Max is at a new school - a big public school in a big building. He was terrified all through August and wishing he could go back to Rivendell, but adjusted, and now likes it. He refused soccer this fall, and I very tentatively signed him up for dance in January with his favorite camp and movement teacher, Helen. He LOVES Helen. He hated going into the class, hated that it was drop off, hated every single thing about it, except that he actually really really loves the class. Helen turns every single movement and idea into a story, and he comes out flushed, a huge smile on his face, and tells me "Aliens came to Brooklyn!" I'm not sure if he even likes movement as much as he likes Helen. One time, he came out of the class and ran for the bathroom.

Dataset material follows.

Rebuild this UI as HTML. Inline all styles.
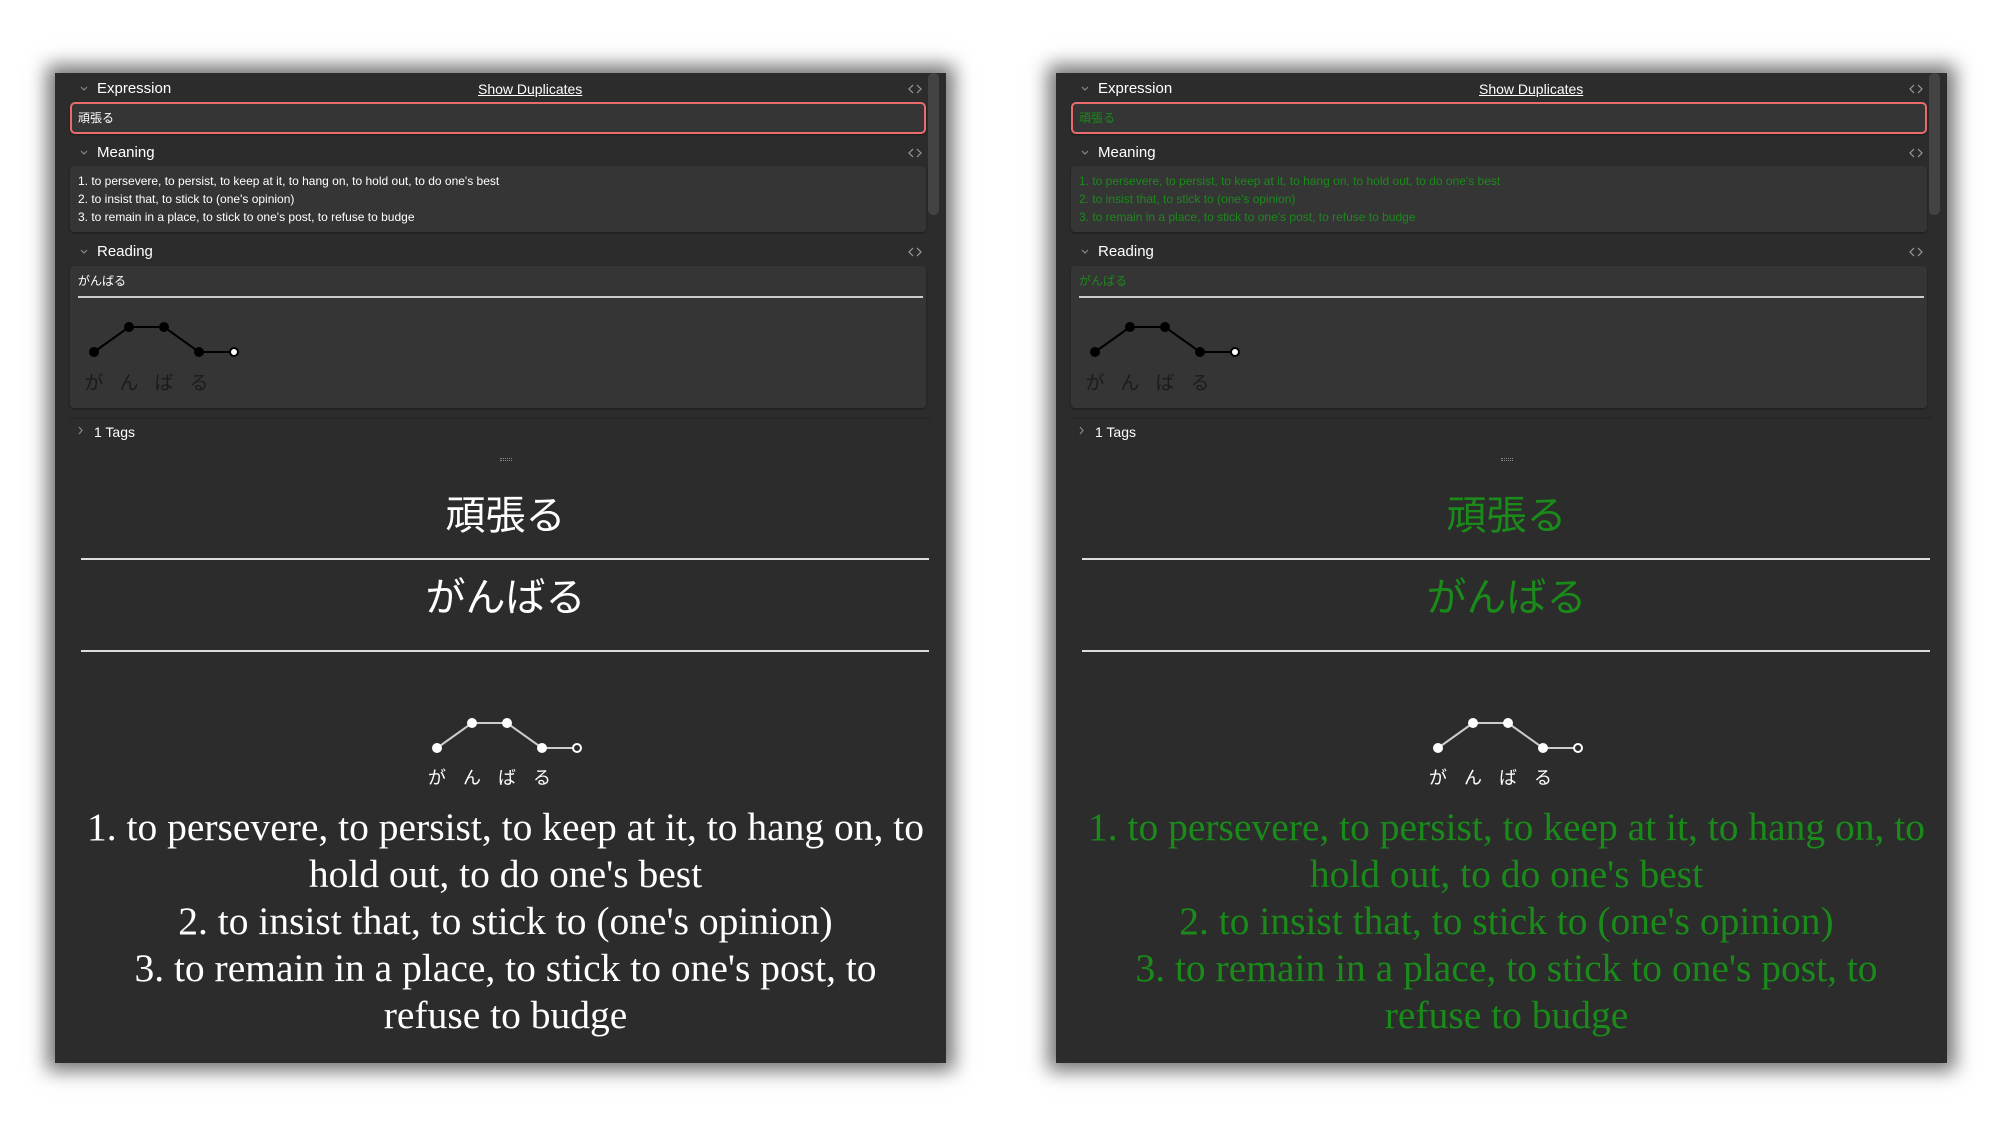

I told him he could always leave class to pee, and he said, "But I don't want to miss anything." This is the day I had to literally push him through the door and disappear myself so he woudln't run back outside.

He's apparently not a member of what his teacher Jennifer refers to as The Birthday Party Club, but he did spend the entire fall discussing who was inviting whom to their birthdays and extrapolating huge fantatsic MGM-in the 1930s versions of what his own birthday would be like. My favorite: every one would dress up like soldiers and he would be the teacher. His actual birthday is finally at least on the horizon, and he has about 35 people on the guest list. Everytime he watches a new movie, he says "I want to have a Happy Feet birthday party" or "I want to have a Winnie the Pooh birthday." Merchandising is a huge part of his world, even though I don't think he really knows what it means.

And on the Winnie the Pooh note, Eliza calls Tigger, "Tigger the Pooh." Max had me cracking up today trying to get Eliza to become interested in Spiderman the Pooh.